:: Given instruction ::
Gather all lines with the word "that" in them.

(Excerpt from a dataset)
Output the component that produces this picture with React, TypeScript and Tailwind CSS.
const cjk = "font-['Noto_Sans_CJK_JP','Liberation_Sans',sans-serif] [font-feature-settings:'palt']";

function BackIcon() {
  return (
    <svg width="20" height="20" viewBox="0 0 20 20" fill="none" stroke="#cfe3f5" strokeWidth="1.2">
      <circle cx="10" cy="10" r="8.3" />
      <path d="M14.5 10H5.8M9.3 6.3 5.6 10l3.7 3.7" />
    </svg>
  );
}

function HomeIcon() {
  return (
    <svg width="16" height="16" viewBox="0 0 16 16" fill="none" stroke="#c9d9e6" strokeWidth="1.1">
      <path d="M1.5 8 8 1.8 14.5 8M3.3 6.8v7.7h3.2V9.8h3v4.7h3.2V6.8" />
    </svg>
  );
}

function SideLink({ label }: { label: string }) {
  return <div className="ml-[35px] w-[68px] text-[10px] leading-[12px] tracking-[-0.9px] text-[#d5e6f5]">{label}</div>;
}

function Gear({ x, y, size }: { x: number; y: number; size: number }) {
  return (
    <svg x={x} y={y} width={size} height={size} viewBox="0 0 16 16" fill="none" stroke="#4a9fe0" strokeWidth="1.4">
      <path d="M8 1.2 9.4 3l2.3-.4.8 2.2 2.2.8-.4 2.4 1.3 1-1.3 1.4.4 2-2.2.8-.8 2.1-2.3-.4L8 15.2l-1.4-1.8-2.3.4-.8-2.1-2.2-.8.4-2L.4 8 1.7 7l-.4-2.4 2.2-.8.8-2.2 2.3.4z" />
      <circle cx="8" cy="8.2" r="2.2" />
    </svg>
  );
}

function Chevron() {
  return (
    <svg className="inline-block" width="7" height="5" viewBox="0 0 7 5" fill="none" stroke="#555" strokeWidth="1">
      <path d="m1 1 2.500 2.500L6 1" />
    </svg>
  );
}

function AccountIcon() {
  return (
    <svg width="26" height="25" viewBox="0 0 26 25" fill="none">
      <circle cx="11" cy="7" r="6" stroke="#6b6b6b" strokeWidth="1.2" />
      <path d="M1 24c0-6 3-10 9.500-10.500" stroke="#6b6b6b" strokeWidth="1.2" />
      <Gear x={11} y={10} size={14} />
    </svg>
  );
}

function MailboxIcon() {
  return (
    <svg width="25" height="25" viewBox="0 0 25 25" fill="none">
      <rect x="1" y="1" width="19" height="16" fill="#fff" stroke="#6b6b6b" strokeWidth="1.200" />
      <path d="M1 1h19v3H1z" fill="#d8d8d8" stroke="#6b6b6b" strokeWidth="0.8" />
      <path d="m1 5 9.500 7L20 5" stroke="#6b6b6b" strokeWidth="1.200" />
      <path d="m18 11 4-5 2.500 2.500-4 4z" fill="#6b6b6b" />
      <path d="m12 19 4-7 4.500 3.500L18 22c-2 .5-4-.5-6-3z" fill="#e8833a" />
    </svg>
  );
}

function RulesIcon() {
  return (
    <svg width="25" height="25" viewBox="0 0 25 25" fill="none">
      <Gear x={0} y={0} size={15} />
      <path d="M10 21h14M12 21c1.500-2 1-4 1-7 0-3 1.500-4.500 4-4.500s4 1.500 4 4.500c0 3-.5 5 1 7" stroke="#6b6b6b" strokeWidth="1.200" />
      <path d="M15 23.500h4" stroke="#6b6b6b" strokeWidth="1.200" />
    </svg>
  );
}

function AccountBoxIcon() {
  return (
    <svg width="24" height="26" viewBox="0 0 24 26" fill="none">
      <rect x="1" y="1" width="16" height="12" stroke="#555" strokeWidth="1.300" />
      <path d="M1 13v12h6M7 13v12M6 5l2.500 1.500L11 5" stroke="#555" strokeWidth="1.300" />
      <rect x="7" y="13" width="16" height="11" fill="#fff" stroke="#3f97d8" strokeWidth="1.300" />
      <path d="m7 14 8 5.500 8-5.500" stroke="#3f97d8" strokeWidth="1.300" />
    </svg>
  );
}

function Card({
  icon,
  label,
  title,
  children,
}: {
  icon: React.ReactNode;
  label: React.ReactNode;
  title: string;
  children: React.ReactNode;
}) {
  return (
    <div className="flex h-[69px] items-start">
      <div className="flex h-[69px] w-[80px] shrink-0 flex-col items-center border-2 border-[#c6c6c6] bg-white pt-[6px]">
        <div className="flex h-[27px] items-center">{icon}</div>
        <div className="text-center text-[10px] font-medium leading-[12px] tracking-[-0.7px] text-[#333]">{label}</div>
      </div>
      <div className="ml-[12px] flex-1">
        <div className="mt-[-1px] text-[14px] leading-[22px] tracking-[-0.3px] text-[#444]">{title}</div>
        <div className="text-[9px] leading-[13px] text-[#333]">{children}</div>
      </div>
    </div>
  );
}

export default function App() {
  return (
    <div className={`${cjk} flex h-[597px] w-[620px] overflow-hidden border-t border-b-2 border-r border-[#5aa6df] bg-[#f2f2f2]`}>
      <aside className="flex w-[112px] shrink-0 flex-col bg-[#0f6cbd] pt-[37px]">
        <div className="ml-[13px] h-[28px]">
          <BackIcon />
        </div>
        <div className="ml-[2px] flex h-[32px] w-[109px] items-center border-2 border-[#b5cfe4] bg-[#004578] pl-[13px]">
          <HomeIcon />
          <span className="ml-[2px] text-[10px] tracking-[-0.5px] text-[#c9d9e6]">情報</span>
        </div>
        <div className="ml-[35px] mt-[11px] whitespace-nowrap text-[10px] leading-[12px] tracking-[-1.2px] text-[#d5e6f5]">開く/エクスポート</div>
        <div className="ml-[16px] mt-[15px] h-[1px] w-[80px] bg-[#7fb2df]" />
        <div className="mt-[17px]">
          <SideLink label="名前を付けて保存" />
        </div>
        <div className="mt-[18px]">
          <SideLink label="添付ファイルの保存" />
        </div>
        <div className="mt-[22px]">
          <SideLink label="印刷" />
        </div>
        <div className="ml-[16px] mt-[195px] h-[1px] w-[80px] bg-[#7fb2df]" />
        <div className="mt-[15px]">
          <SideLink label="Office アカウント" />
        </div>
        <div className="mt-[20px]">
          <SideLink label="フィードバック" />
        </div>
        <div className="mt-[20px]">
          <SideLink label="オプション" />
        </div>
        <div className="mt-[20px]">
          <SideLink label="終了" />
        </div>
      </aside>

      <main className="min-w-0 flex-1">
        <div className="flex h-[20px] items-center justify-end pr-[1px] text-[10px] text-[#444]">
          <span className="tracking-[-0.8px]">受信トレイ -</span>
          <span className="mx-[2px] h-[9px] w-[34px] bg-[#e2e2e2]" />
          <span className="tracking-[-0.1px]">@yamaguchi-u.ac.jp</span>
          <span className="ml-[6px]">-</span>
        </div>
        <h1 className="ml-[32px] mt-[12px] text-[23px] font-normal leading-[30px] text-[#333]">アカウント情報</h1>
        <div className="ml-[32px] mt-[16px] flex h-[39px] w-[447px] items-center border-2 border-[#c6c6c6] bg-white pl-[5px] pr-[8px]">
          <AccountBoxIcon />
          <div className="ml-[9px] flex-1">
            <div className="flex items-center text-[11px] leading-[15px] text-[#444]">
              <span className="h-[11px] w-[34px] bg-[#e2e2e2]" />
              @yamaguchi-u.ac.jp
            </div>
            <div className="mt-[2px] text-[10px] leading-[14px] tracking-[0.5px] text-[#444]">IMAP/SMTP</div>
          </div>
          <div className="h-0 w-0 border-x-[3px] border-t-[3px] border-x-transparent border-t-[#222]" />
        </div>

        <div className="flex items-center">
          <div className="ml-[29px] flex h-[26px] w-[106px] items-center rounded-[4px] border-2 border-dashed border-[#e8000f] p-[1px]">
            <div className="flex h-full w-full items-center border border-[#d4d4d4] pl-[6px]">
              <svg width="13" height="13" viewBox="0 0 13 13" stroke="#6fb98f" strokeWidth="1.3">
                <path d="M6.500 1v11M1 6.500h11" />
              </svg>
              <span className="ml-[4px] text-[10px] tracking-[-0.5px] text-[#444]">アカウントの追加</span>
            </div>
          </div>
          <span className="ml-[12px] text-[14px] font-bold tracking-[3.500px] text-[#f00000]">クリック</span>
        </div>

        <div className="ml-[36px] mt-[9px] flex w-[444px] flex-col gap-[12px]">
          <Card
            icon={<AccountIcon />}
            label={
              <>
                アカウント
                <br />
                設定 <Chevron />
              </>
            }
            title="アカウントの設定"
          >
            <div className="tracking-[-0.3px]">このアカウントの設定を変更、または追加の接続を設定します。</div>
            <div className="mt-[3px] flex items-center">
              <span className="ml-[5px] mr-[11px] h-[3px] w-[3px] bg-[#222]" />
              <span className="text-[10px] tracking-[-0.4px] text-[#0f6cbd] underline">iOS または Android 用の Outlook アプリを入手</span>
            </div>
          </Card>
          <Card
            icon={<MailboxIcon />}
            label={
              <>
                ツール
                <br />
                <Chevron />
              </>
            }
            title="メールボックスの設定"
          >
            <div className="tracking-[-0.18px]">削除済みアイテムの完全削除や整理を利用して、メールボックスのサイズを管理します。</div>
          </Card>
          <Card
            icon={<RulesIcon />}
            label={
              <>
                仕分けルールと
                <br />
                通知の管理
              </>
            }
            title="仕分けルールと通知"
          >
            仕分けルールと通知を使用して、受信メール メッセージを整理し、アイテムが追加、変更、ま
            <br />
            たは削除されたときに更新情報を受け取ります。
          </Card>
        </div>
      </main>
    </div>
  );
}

--

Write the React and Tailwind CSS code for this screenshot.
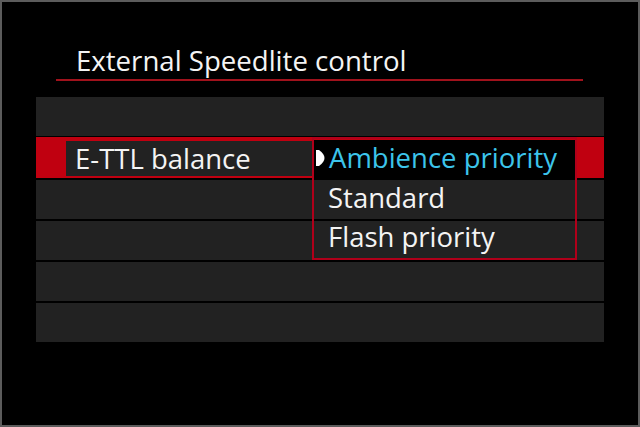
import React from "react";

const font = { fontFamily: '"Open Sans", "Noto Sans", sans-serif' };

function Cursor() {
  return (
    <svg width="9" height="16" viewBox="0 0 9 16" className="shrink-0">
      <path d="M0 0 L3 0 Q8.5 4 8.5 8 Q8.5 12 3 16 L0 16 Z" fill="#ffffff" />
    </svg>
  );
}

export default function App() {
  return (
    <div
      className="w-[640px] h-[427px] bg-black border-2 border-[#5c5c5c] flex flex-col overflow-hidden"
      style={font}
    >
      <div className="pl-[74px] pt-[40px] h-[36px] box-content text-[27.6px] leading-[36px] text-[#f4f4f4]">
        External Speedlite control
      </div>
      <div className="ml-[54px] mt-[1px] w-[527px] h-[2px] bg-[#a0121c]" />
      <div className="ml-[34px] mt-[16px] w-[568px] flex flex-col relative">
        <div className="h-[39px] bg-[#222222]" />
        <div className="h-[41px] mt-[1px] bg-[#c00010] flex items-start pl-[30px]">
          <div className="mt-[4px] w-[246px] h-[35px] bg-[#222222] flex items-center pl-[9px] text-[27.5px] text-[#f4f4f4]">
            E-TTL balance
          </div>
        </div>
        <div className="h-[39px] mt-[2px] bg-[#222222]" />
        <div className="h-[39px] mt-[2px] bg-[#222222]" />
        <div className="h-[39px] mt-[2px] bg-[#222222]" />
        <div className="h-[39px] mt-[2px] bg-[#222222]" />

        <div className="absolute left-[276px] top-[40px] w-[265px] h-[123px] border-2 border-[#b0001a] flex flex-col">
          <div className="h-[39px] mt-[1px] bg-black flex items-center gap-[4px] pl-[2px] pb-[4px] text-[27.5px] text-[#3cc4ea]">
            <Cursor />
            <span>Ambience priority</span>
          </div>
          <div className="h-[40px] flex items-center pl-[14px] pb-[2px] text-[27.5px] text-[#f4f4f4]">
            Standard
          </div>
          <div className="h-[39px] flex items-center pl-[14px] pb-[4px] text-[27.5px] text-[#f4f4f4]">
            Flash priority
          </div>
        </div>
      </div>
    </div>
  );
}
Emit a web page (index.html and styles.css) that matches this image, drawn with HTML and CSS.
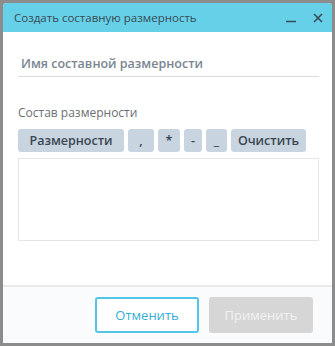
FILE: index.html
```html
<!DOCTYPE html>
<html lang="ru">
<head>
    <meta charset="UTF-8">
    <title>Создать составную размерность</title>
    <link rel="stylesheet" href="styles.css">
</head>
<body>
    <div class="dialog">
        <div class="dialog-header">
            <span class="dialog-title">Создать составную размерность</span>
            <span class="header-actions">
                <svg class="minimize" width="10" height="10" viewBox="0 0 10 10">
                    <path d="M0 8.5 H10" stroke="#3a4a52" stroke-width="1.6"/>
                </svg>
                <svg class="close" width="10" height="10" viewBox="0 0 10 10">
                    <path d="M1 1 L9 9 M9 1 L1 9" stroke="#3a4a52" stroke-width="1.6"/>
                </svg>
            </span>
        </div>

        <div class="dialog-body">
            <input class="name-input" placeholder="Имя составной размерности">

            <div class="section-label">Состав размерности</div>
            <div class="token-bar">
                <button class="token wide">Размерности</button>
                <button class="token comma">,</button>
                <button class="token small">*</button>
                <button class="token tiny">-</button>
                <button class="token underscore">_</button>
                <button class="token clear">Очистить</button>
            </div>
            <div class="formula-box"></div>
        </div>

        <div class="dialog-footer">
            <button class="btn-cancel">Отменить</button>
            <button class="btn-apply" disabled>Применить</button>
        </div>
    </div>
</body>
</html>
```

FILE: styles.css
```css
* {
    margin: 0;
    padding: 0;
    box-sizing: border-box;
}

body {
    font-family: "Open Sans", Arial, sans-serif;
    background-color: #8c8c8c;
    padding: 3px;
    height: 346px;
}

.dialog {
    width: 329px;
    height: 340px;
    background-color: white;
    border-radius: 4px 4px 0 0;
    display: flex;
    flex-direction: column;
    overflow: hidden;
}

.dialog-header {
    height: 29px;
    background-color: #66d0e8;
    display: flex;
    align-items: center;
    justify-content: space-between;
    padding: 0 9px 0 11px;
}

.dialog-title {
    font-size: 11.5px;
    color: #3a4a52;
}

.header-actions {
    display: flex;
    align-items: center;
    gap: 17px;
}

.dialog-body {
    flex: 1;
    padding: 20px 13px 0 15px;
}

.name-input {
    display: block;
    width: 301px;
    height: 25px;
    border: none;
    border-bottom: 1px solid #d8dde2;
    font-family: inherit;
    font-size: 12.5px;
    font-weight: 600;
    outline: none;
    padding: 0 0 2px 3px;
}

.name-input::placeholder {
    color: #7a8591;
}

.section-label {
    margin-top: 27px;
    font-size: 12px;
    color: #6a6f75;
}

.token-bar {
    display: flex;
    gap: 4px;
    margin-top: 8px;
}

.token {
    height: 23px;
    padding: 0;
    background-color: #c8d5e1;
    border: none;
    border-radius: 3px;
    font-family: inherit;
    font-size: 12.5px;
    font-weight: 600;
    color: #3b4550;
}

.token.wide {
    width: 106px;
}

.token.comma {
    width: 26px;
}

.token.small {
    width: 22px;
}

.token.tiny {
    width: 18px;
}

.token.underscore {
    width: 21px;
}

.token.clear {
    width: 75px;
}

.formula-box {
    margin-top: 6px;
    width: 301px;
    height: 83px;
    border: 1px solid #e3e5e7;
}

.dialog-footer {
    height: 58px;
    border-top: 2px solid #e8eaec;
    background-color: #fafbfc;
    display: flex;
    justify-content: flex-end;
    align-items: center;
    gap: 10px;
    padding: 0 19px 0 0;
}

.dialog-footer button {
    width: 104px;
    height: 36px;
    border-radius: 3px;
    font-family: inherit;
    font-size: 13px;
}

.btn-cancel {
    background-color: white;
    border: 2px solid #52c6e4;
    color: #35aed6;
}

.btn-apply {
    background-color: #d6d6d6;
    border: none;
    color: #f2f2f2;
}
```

:: Solution for this task ::
Output the component that produces this picture with React, TypeScript and Tailwind CSS.
Emit a web page (index.html and styles.css) that matches this image, drawn with HTML and CSS.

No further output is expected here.